一个任性的决定就和友人疯疯癫癫地去了西安。在那逗留五天,玩了很多地方,也认识了一些人。旅舍大叔就是个让我印象很深的那么一个人,他让我想起了一句话,有趣的灵魂总能引起共鸣。
开始的第一天,大叔对要出门的我们说,记得要照顾好钱包和手机还有你们自己。
睡到自然醒的我们悠悠哉哉地选择下午出门,汗流浃背地登上古城墙,看着太阳斜斜地藏进云层中。从文昌门疯到长乐门,本以为从中山门下去永兴坊吃宵夜,结果天边飘来一股黑潮,不到五分钟我们就悲催了,狂风暴雨外加满天的沙尘暴,差点困在城墙上下不来。
结论是,不能贪玩啊!
等一切风雨都过了之后,我们疯完回来已夜深。大叔是旅舍的夜间守门人,他会关心地问我们东西可都还在?
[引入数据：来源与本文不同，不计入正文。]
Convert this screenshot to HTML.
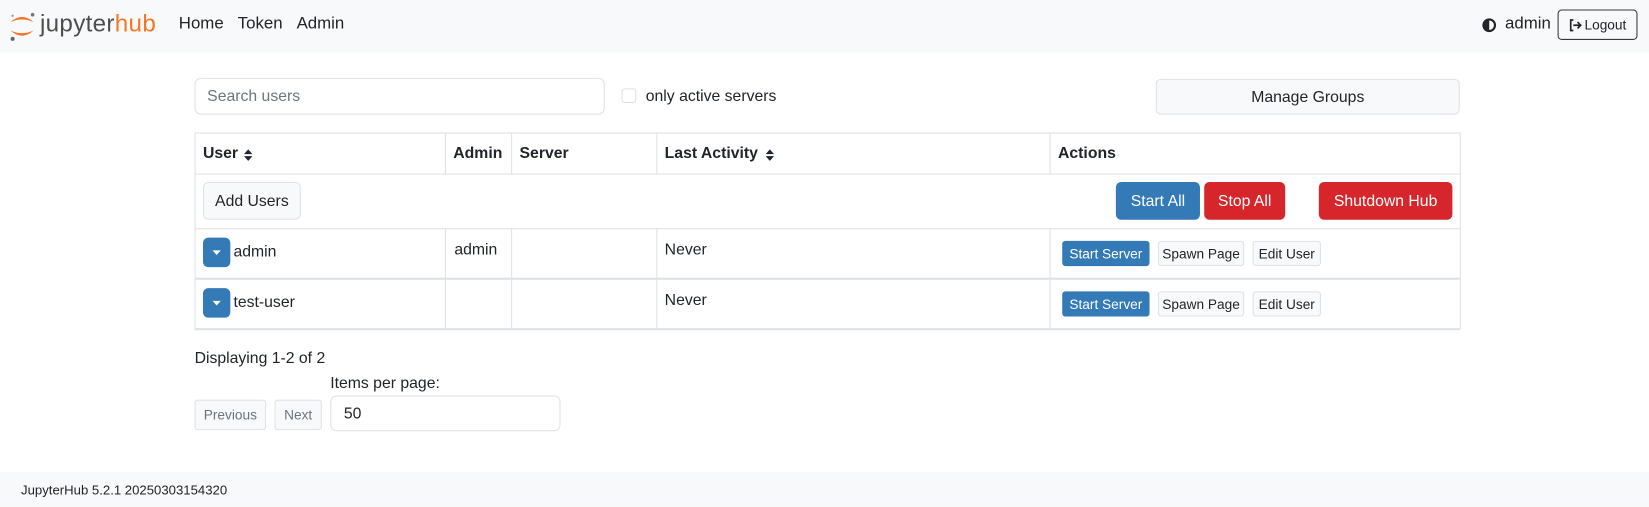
<!DOCTYPE html>
<html><head><meta charset="utf-8"><style>
html,body{margin:0;padding:0;background:#fff;overflow:hidden}
body{width:1649px;height:507px;font-family:"Liberation Sans",sans-serif;color:#212529}
#w{position:absolute;left:0;top:0;width:1568px;height:482px;transform:scale(1.0517);transform-origin:0 0}
.a{position:absolute}
.nav{left:0;top:0;width:1568px;height:50px;background:#f8f9fa}
.nl{font-size:16px;top:14px;color:#212529}
.btn{position:absolute;box-sizing:border-box;display:flex;align-items:center;justify-content:center;border-radius:5px;font-size:15px}
.lt{background:#f8f9fa;border:1px solid #dee2e6;color:#212529}
.bl{background:#337ab7;color:#fff}
.rd{background:#d7262b;color:#fff}
.sm{font-size:13px;border-radius:3px}
.vl{position:absolute;width:1px;background:#dee2e6}
.hl{position:absolute;height:1px;background:#dee2e6;left:185px;width:1203px}
.th{font-weight:bold;font-size:15px;top:137px}
.td{font-size:15px}
</style></head><body><div id="w">
<div class="a nav"></div>
<svg class="a" style="left:7px;top:10px" width="28" height="30" viewBox="0 0 28 30">
<path d="M3 11 Q14 1 25 11 Q14 6 3 11Z" fill="#f37726"/>
<path d="M3 19 Q14 29 25 19 Q14 24 3 19Z" fill="#f37726"/>
<circle cx="24" cy="4" r="1.7" fill="#767677"/><circle cx="5" cy="27" r="1.9" fill="#616262"/><circle cx="5" cy="5" r="1.1" fill="#989798"/>
</svg>
<div class="a" style="left:38px;top:9px;font-size:23px;letter-spacing:0.3px"><span style="color:#4e4e4e">jupyter</span><span style="color:#f37726">hub</span></div>
<div class="a nl" style="left:170px">Home</div>
<div class="a nl" style="left:226px">Token</div>
<div class="a nl" style="left:282px">Admin</div>
<svg class="a" style="left:1409px;top:17px" width="14" height="14" viewBox="0 0 14 14"><circle cx="7" cy="7" r="5.5" fill="none" stroke="#212529" stroke-width="2"/><path d="M7 1.5A5.5 5.5 0 0 0 7 12.5Z" fill="#212529"/></svg>
<div class="a nl" style="left:1431px">admin</div>
<div class="btn" style="left:1481px;top:9px;width:76px;height:29px;border:1px solid #343a40;font-size:13px;border-radius:4px">
<svg width="13" height="12" viewBox="0 0 13 12" style="margin-right:2px"><path d="M4 1H1.5V11H4" fill="none" stroke="#212529" stroke-width="1.6"/><path d="M4 6H11M8 3L11 6L8 9" fill="none" stroke="#212529" stroke-width="1.6"/></svg>Logout</div>

<div class="a" style="left:185px;top:74px;width:390px;height:35px;box-sizing:border-box;border:1px solid #dee2e6;border-radius:6px"></div>
<div class="a" style="left:197px;top:83px;font-size:15px;color:#6c757d">Search users</div>
<div class="a" style="left:591px;top:84px;width:14px;height:14px;box-sizing:border-box;border:1px solid #dee2e6;border-radius:3px"></div>
<div class="a" style="left:614px;top:83px;font-size:15px">only active servers</div>
<div class="btn lt" style="left:1099px;top:75px;width:289px;height:34px">Manage Groups</div>

<div class="hl" style="top:126px"></div>
<div class="hl" style="top:165px"></div>
<div class="hl" style="top:217px"></div>
<div class="hl" style="top:264px;height:2px"></div>
<div class="hl" style="top:312px;height:2px"></div>
<div class="vl" style="left:185px;top:126px;height:187px"></div>
<div class="vl" style="left:1388px;top:126px;height:187px"></div>
<div class="vl" style="left:423px;top:126px;height:39px"></div>
<div class="vl" style="left:486px;top:126px;height:39px"></div>
<div class="vl" style="left:624px;top:126px;height:39px"></div>
<div class="vl" style="left:998px;top:126px;height:39px"></div>
<div class="vl" style="left:423px;top:217px;height:96px"></div>
<div class="vl" style="left:486px;top:217px;height:96px"></div>
<div class="vl" style="left:624px;top:217px;height:96px"></div>
<div class="vl" style="left:998px;top:217px;height:96px"></div>

<div class="a th" style="left:193px">User</div>
<svg class="a" style="left:231px;top:141px" width="10" height="13" viewBox="0 0 10 13"><path d="M1 5.5L5 1L9 5.5ZM1 7.5L5 12L9 7.5Z" fill="#212529"/></svg>
<div class="a th" style="left:431px">Admin</div>
<div class="a th" style="left:494px">Server</div>
<div class="a th" style="left:632px">Last Activity</div>
<svg class="a" style="left:727px;top:141px" width="10" height="13" viewBox="0 0 10 13"><path d="M1 5.5L5 1L9 5.5ZM1 7.5L5 12L9 7.5Z" fill="#212529"/></svg>
<div class="a th" style="left:1006px">Actions</div>

<div class="btn lt" style="left:193px;top:173px;width:93px;height:36px">Add Users</div>
<div class="btn bl" style="left:1061px;top:173px;width:80px;height:36px">Start All</div>
<div class="btn rd" style="left:1145px;top:173px;width:77px;height:36px">Stop All</div>
<div class="btn rd" style="left:1254px;top:173px;width:127px;height:36px">Shutdown Hub</div>

<div class="btn bl" style="left:193px;top:226px;width:26px;height:28px"><svg width="8" height="5"><path d="M0 0H8L4 4.5Z" fill="#fff"/></svg></div>
<div class="a td" style="left:222px;top:231px">admin</div>
<div class="a td" style="left:432px;top:229px">admin</div>
<div class="a td" style="left:632px;top:229px">Never</div>
<div class="btn bl sm" style="left:1010px;top:229px;width:83px;height:24px">Start Server</div>
<div class="btn lt sm" style="left:1101px;top:229px;width:82px;height:24px">Spawn Page</div>
<div class="btn lt sm" style="left:1191px;top:229px;width:65px;height:24px">Edit User</div>

<div class="btn bl" style="left:193px;top:274px;width:26px;height:28px"><svg width="8" height="5"><path d="M0 0H8L4 4.5Z" fill="#fff"/></svg></div>
<div class="a td" style="left:222px;top:279px">test-user</div>
<div class="a td" style="left:632px;top:277px">Never</div>
<div class="btn bl sm" style="left:1010px;top:277px;width:83px;height:24px">Start Server</div>
<div class="btn lt sm" style="left:1101px;top:277px;width:82px;height:24px">Spawn Page</div>
<div class="btn lt sm" style="left:1191px;top:277px;width:65px;height:24px">Edit User</div>

<div class="a" style="left:185px;top:332px;font-size:15px">Displaying 1-2 of 2</div>
<div class="a" style="left:314px;top:356px;font-size:15px">Items per page:</div>
<div class="btn lt sm" style="left:185px;top:380px;width:68px;height:29px;color:#6c757d">Previous</div>
<div class="btn lt sm" style="left:261px;top:380px;width:45px;height:29px;color:#6c757d">Next</div>
<div class="a" style="left:314px;top:376px;width:219px;height:34px;box-sizing:border-box;border:1px solid #dee2e6;border-radius:6px"></div>
<div class="a" style="left:327px;top:385px;font-size:15px">50</div>

<div class="a" style="left:0;top:449px;width:1568px;height:33px;background:#f8f9fa"></div>
<div class="a" style="left:20px;top:459px;font-size:12.5px">JupyterHub 5.2.1 20250303154320</div>
</div></body></html>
我们笑着点点头说在,他便会竖起大拇指朝我们说,真棒。
决定要不要去兵马俑的前一天晚上,大叔坐在我们对面,昏暗的灯光下,我能清楚地看见大叔额角的皱纹,那是时间给人留下的沧桑,用痕迹来标明一个人已老。但他的眼睛却有着年轻人般的朝气炯神,而这却是时间奖励给他的勋章。
大叔说,不去会后悔死。去了会后悔到死。
或是灵魂里的好奇因子在作祟,我们没多想就决定去了。
偌大的皇陵压根就让人分不清哪里才是尽头,从陶俑馆到主皇陵还得乘专车十几分钟。听着馆内导游先生的讲解我觉得没白去,等回到兵马俑的场馆时,那人山人海人声鼎沸,还有手机摄像机各种交织混杂,我想还是找个角落安安静静喝个下午茶或许会更好。
回来时,大叔在扫地,他问,感觉如何?
我呼了口气说,挺震撼的。就是人太多了。
大叔放起笤帚,坐在沙发上给初九顺了顺毛说,那就好。
那刻突然明白,思想同步的人,即使对白只有简单几句也能清楚地听懂对方表达的是什么。
这种感觉真的很好。
最后一天,朋友先行回家了。我订了晚上的车票,所以独自去看了场非常棒的电影,回来就在大厅里坐着。大叔过来问我吃饭没?
我点头说吃过了。
于是我们俩就开始谈天说地地唠嗑。
我们在哈哈大笑,初九在一旁呼哈大睡。
我说我曾经徒步二十几公里路回家。
听完原因后大叔有些惊讶地说,你咋不上天呢?
我噗嗤一笑地回答,我也想啊。这不是没翅膀嘛!
大叔站起身,用手往后背比划了下说他的那双老翅膀可以送我,飞吧。
我摇摇头说,翅膀要自己长,这样才会飞得更高。
大叔点点头坐下,初九挪过来趴在他脚边继续睡。哦,初九是只未成年的蠢萌萨摩。
我说我喜欢打拳,曾在健身房里跟一个帅小伙教练学过一点点皮毛。
大叔看我一副外表柔弱的样子,完全想象不到我竟是喜欢这种暴力型运动。
我说,我一个女孩子身处这个大千世界,除了要强身健体之外我也学着如何去保护自己。
大叔开玩笑说,对。以后跟老公吵架了打起来也不吃亏,直接拳头撂倒他。
我又摇摇头说,不必用拳头。直接上爪子就行,用力抓几下就OK了。
大叔听完大笑了很久,嘴里喃喃道,你这个姑娘真有意思。
和大叔的遇见是我人生中无数次遇见之一。我们并不是朋友,所以我将我们之间这种萍水相逢称为“跨越时代的交流”。
最好的遇见不是看过多少的美景游玩过多少的山川,而是在某个时间点上,有个人懂得你在说着什么,做着什么。
离开的时候我也没有和大叔互留通讯方式,我觉得美好的东西应该存留在记忆里。
因为之后的我还会遇见更多的遇见。